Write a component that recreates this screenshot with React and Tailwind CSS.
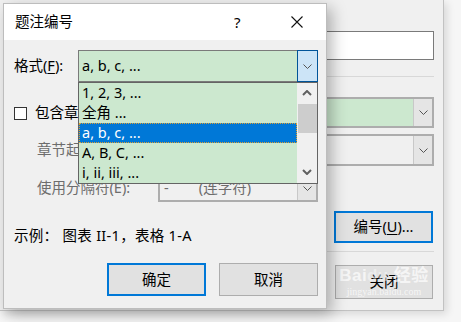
import React from "react";

const font = "font-['Noto_Sans','Noto_Sans_CJK_SC',sans-serif]";

function Chevron({ className = "" }) {
    return (
        <svg width="9" height="5" viewBox="0 0 9 5" className={className}>
            <path d="M0.5 0.5 L4.5 4.5 L8.5 0.5" fill="none" stroke="#555" strokeWidth="1" />
        </svg>
    );
}

function ScrollArrow({ up }) {
    return (
        <svg width="10" height="6" viewBox="0 0 10 6">
            <path d={up ? "M1 5 L5 1 L9 5" : "M1 1 L5 5 L9 1"} fill="none" stroke="#606060" strokeWidth="2" />
        </svg>
    );
}

// Select box used in both dialogs
function Combo({ className = "", green, text }) {
    return (
        <div className={`flex border-2 border-[#adadad] ${green ? "bg-[#cce8cf]" : "bg-[#f0f0f0]"} ${className}`}>
            <div className="flex-1 flex items-center pl-[4px] text-[#6d6d6d] whitespace-pre">{text}</div>
            <div className="w-[19px] bg-[#e5e5e5] border-l border-[#c8c8c8] flex items-center justify-center">
                <Chevron />
            </div>
        </div>
    );
}

export default function App() {

    const rows = ["1, 2, 3, ...", "全角 ...", "a, b, c, ...", "A, B, C, ...", "i, ii, iii, ..."];

    return (
        <div className={`relative w-[461px] h-[322px] overflow-hidden bg-[#f6f6f6] text-[14.5px] text-black ${font}`}>

            {/* Back dialog */}
            <div className="absolute left-0 top-0 w-[444px] h-[311px] bg-[#f0f0f0] border-r border-b border-[#c2c2c2] shadow-[3px_3px_8px_rgba(0,0,0,0.12)] flex flex-col items-end pr-[9px]">
                <div className="mt-[31px] w-[150px] h-[29px] bg-white border border-[#7a7a7a]" />
                <div className="mt-[16px] w-[150px] h-px bg-[#d8d8d8]" />
                <Combo green className="mt-[20px] w-[150px] h-[31px]" />
                <Combo className="mt-[6px] w-[150px] h-[32px]" />
                <button type="button" className="mt-[45px] mr-px w-[99px] h-[32px] bg-[#e1e1e1] border-2 border-[#0078d7] flex items-center justify-center">
                    编号(<span className="underline underline-offset-2">U</span>)...
                </button>
                <div className="mt-[8px] w-[108px] h-px bg-[#d8d8d8]" />
                <div className="relative mt-[13px] mr-px w-[98px] h-[34px] bg-[#e1e1e1] border border-[#adadad] flex items-center justify-center">
                    关闭
                    {/* watermark */}
                    <div className="absolute inset-0 flex flex-col items-center justify-center text-white/70 leading-none">
                        <div className="text-[17px] font-bold tracking-wide font-['Liberation_Sans','Noto_Sans_CJK_SC',sans-serif]">Bai<span className="opacity-60">du</span> 经验</div>
                        <div className="text-[10px] mt-[3px] font-['Liberation_Serif',serif]">jingyan.baidu.com</div>
                    </div>
                </div>
            </div>

            {/* Front dialog */}
            <div className="absolute left-[3px] top-[3px] w-[324px] h-[306px] bg-[#f0f0f0] border border-[#bdbdbd] shadow-[5px_5px_14px_rgba(0,0,0,0.28)] flex flex-col">

                {/* Title bar */}
                <div className="h-[36px] bg-white flex items-center pl-[11px]">
                    <span className="flex-1">题注编号</span>
                    <span className="w-[12px] text-[15px] font-['Noto_Sans',sans-serif]">?</span>
                    <svg width="12" height="12" viewBox="0 0 12 12" className="ml-[45px] mr-[23px]">
                        <path d="M0.5 0.5 L11.5 11.5 M11.5 0.5 L0.5 11.5" stroke="#111" strokeWidth="1.1" />
                    </svg>
                </div>

                <div className="flex-1 flex flex-col pl-[10px] pr-[8px]">

                    {/* Format */}
                    <div className="mt-[10px] flex items-center">
                        <span className="w-[64px]">格式(<span className="underline underline-offset-2">F</span>):</span>
                        <div className="relative w-[240px] h-[32px] bg-[#cce8cf] border border-[#7a7a7a] flex">
                            <div className="flex-1 flex items-center pl-[3px]">a, b, c, ...</div>
                            <div className="w-[21px] -m-px bg-[#cce4f7] border border-[#005499] flex items-center justify-center">
                                <Chevron />
                            </div>

                            {/* Open list */}
                            <div className="absolute left-[-1px] top-[31px] w-[240px] h-[102px] bg-[#cce8cf] border border-[#646464] flex overflow-hidden z-10">
                                <div className="flex-1 flex flex-col">
                                    {rows.map((r, i) => (
                                        <div key={r} className={`h-[20px] shrink-0 flex items-center pl-[3px] ${i == 2 ? "bg-[#0078d7] text-white outline-1 outline-dotted outline-[#e0a030] -outline-offset-1" : ""}`}>{r}</div>
                                    ))}
                                </div>
                                <div className="w-[20px] bg-[#f0f0f0] flex flex-col items-center">
                                    <div className="h-[20px] flex items-center justify-center"><ScrollArrow up /></div>
                                    <div className="mt-px w-[19px] h-[29px] bg-[#cdcdcd]" />
                                    <div className="flex-1" />
                                    <div className="h-[22px] flex items-center justify-center"><ScrollArrow /></div>
                                </div>
                            </div>
                        </div>
                    </div>

                    {/* Include chapter */}
                    <div className="mt-[21px] h-[20px] flex items-center">
                        <div className="w-[13px] h-[13px] border border-[#333] bg-white" />
                        <span className="ml-[8px]">包含章节号</span>
                    </div>

                    {/* Chapter start style */}
                    <div className="mt-[14px] h-[26px] flex items-center text-[#6d6d6d]">
                        <span className="ml-[23px] w-[121px]">章节起始样式</span>
                        <Combo className="w-[160px] h-[26px]" text="标题 1" />
                    </div>

                    {/* Separator */}
                    <div className="mt-[12px] h-[26px] flex items-center text-[#6d6d6d]">
                        <span className="ml-[23px] w-[121px]">使用分隔符(E):</span>
                        <Combo className="w-[160px] h-[27px]" text={"-        (连字符)"} />
                    </div>

                    {/* Example */}
                    <div className="mt-[25px] h-[20px] flex items-center tracking-[0.3px]">
                        示例：&nbsp;图表 II-1，表格 1-A
                    </div>

                    {/* Buttons */}
                    <div className="mt-[17px] flex justify-end gap-[13px]">
                        <button type="button" className="w-[99px] h-[33px] bg-[#e1e1e1] border-2 border-[#0078d7] flex items-center justify-center">确定</button>
                        <button type="button" className="w-[99px] h-[33px] bg-[#e1e1e1] border border-[#adadad] flex items-center justify-center">取消</button>
                    </div>
                </div>
            </div>
        </div>
    );
}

● ● ● ●

◆ **WHAT THE TASK REQUIRES**
Where a line in the material contains "React", copy that line.

◆ **THE COMPLETED TASK**
Write a component that recreates this screenshot with React and Tailwind CSS.
import React from "react";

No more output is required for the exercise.